What's a Drawloom?
It took me until I sat down and wove on one to really understand what a drawloom is, and how it works. The big picture is that it is a device that you add to a loom that allows you to pick up sets of warp ends in a pattern that then translates to a pattern in the woven cloth. Then you get down to the details.
There are two major types of drawloom devices. The first is the shaft drawloom, which combines the pick up threads onto shafts that are raised by the weaver to make patterns. This can let you make cool repeating patterns much easier than the second type, the single unit drawloom. With this type of drawloom, the weaver controls each small group of pattern threads individually. This allows for fine detail and non-repeating patterns. You can also buy a "combination" drawloom that merges the two together, letting you weave individually or in set groups as the design requires.
The drawloom achieves its effect through the use of two harnesses (set of shafts) and long eyed heddles on the front shafts.
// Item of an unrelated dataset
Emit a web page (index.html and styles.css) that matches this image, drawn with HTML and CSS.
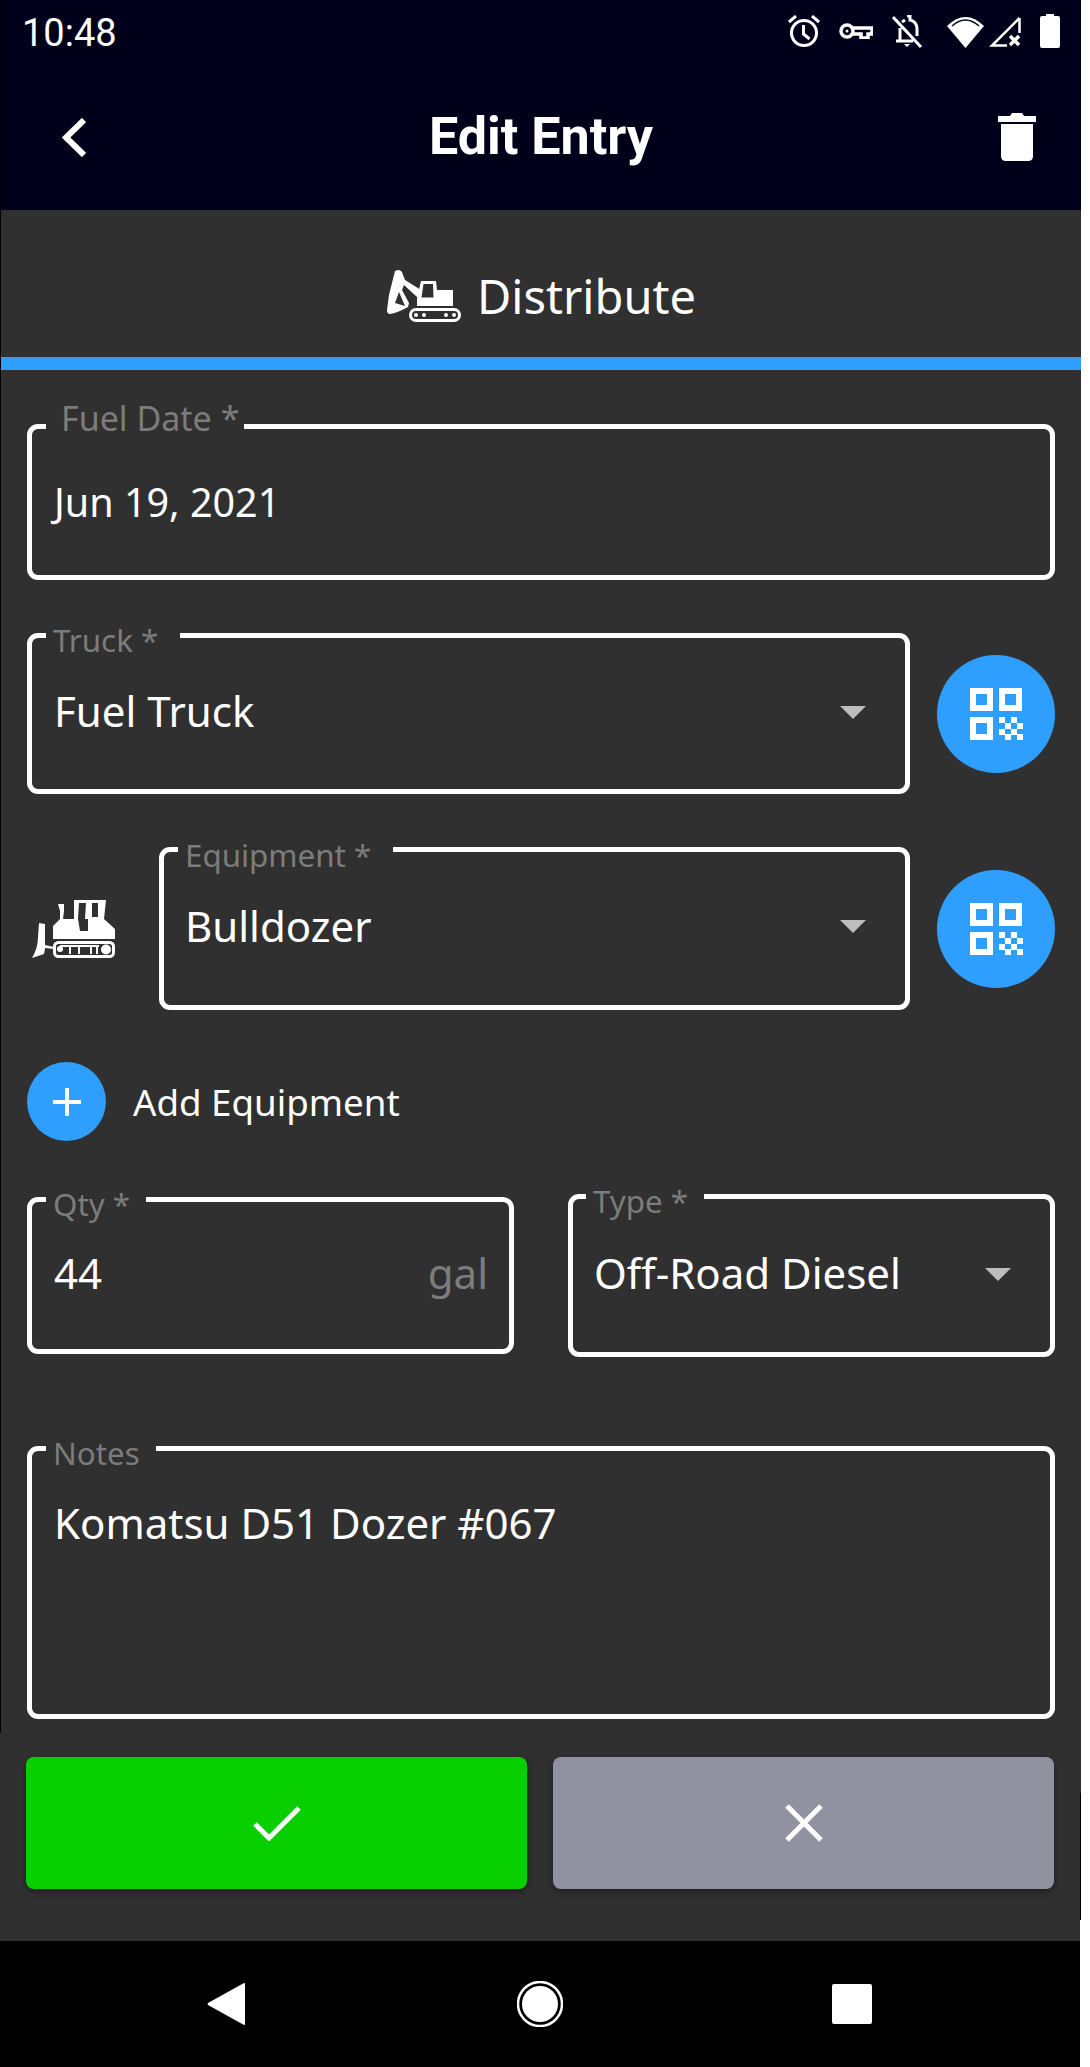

The pattern rises on the shafts on the back harness, then the front harness shafts manipulate those threads AND all the rest of the ground cloth (any threads not raised by the pattern shafts), raising some, lowering others, to create a stable cloth.
I'll make a movie of it sometime, because it's really not as complicated as it sounds.
The tiger weaving was my first attempt as using a drawloom ... I did not completely realize how much I had bitten off! Luckily, weaving on a drawloom is fairly straightforward. You raise the pattern units, then you treadle one sequence (for example, for a six thread damask, I would treadle 1, 2, 3, 4, 5, 6), creating one row of pattern/background. Then, you change the pick up pattern with the drawloom and weave through your treadles again. And ... repeat.